3) It's a file... just doesn't seem right to me.

And if you're using a smooth steel or glass "steel", my understanding is that it wouldn't do any good unless the steel was rolled, not blunted, chipped, or any other deformations.
 
Well, assuming we're using a grooved steel, like everyone and their mother has in their knifeblock, you're taking a file to the edge of your knife, theoretically to correct a rolled edge.

1) I prefer steels that are hard enough not to roll, and thus happen to be too hard to take to a steel without chipping.
2) If the steel is soft enough to benefit from the unrolling, you then have seriously weakened metal forming your edge, which will reduce sharpness lifetime even further.
3) It's a file... just doesn't seem right to me.

And if you're using a smooth steel or glass "steel", my understanding is that it wouldn't do any good unless the steel was rolled, not blunted, chipped, or any other deformations.


Uummm.......a steel is not a file. It does not remove metal, it just helps to straighten it.
 
Grooved steels remove metal.
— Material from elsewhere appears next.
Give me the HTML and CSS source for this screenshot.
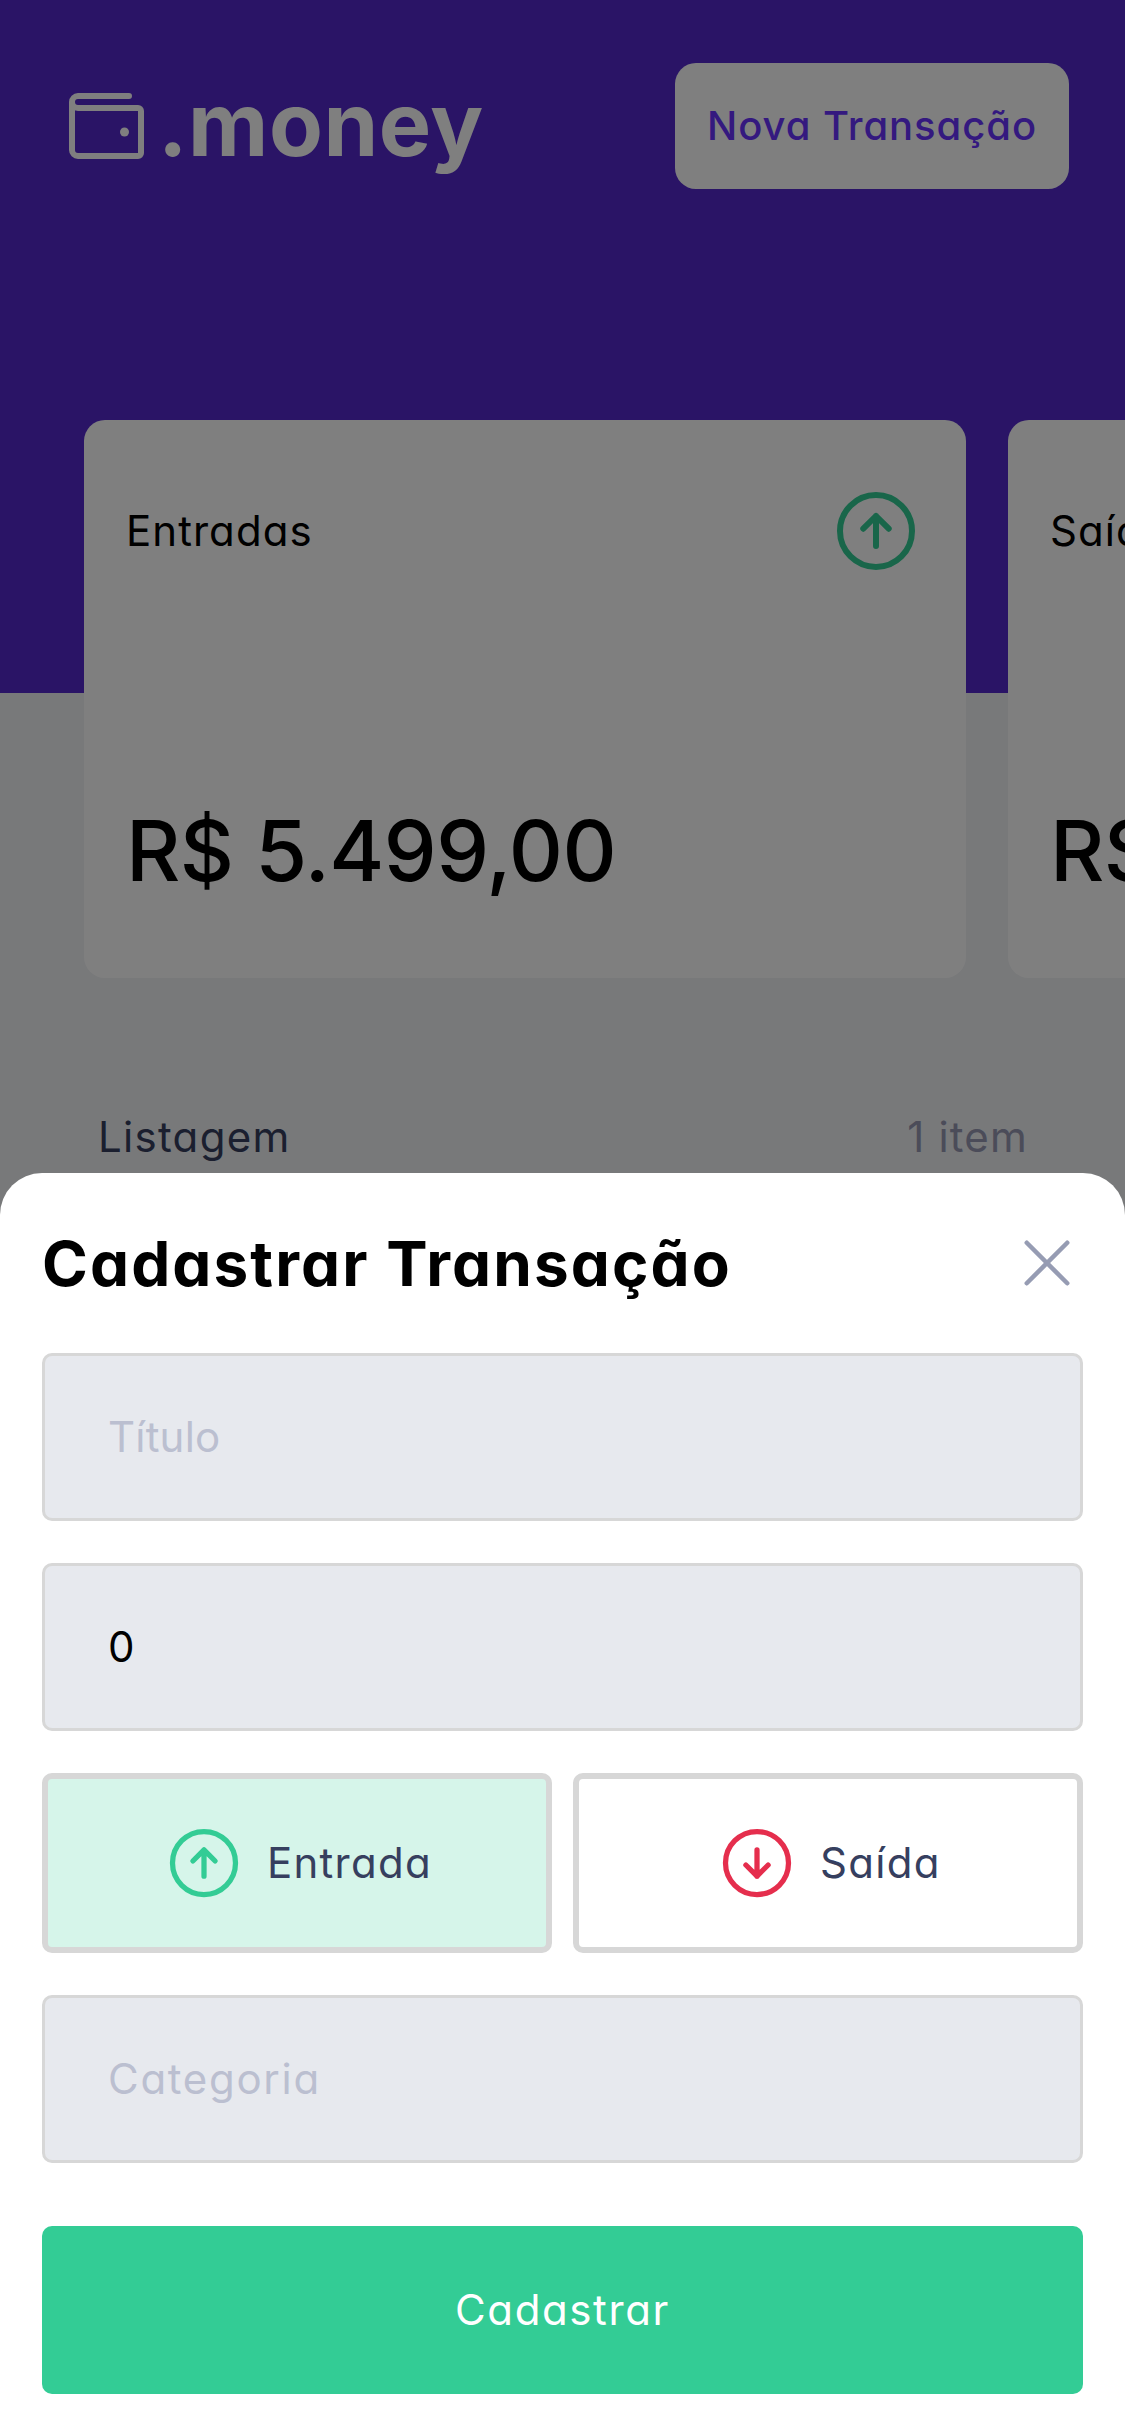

Smooth ones don't

What Bill said.:thumbup: Use a grooved steel several times then wipe it with a soft white cloth and you will see the metal filings removed. Some grooved steels are magnetic for the purpose of holding the filings on the steel.
 
Are smooth steels more common in some areas or something? I'm surprised there's so much confusion over what type is being referred to (unless that isnt the case and some folk just cant comprehend that grooved steel=file), in my neck of the woods I'd say at least 99% of steels in homes are of the grooved variety, in fact I've never even seen a smooth steel and I've been actively looking for them every time I'm in a store with kitchenware.
 
Are smooth steels more common in some areas or something? I'm surprised there's so much confusion over what type is being referred to (unless that isnt the case and some folk just cant comprehend that grooved steel=file), in my neck of the woods I'd say at least 99% of steels in homes are of the grooved variety, in fact I've never even seen a smooth steel and I've been actively looking for them every time I'm in a store with kitchenware.

Grooved steels are commonly the type included with a set of kitchen knives (often in a block holder). The knife shops I have visited all sold both styles of steels. There is a third type; the combo which has opposing sectors (0-90° & 180°-270°) grooved and the other two sectors (90°-180° & 270°-360°) smooth.
 
as to the OP; a vic classic will last a long time, as long as you aren't taking it down to a very rough grit every time you sharpen. if you touch it up with a few licks on a very fine stone or sandpaper (i would call fine starting at about 600 grit) say once a week or every two weeks depending on how much you use the blade, it should be fine for a long, long time. i would say email victorinox about blade replacements.

as to steels; i grew up watching my dad rub his kitchen knives on a grooved steel every time he used them. i grew up some more and picked up knives and sharpening as a hobby. now i sharpen his knives every few weeks, don't let him touch my knives i bring out when there is kitchen cutting to be done, and the steel lies in a drawer somewhere.

i made a smooth steel, really a burnisher, out of a polished hardened piece of steel round bar, about 3/8 or 1/2 inch diam i guess. i only rarely use it, just when i torque the edge of a very thin blade, or rather when other people bring me their tweaked blades to fix... i try to put the metal back as much as possible before i start taking metal away, even though that leaves some fatigued metal.

a rough steel doesn't do a thing for a knife that a fine stone or paper won't do. in fact, there are some that would argue that it only weakens the edge by scraping edge parallel grooves into the metal, so that it could fold like an accordion.
 
The SAK classic blade is sooo thin/slim. It seems like a dozen resharpenings and the blade would be gone. So then what? You toss it, or will Vnox reblade it?

How do you sharpen your knives, with a file?

I've had the same Classic (it's beat to hell, but keeps on ticking) since 1984ish.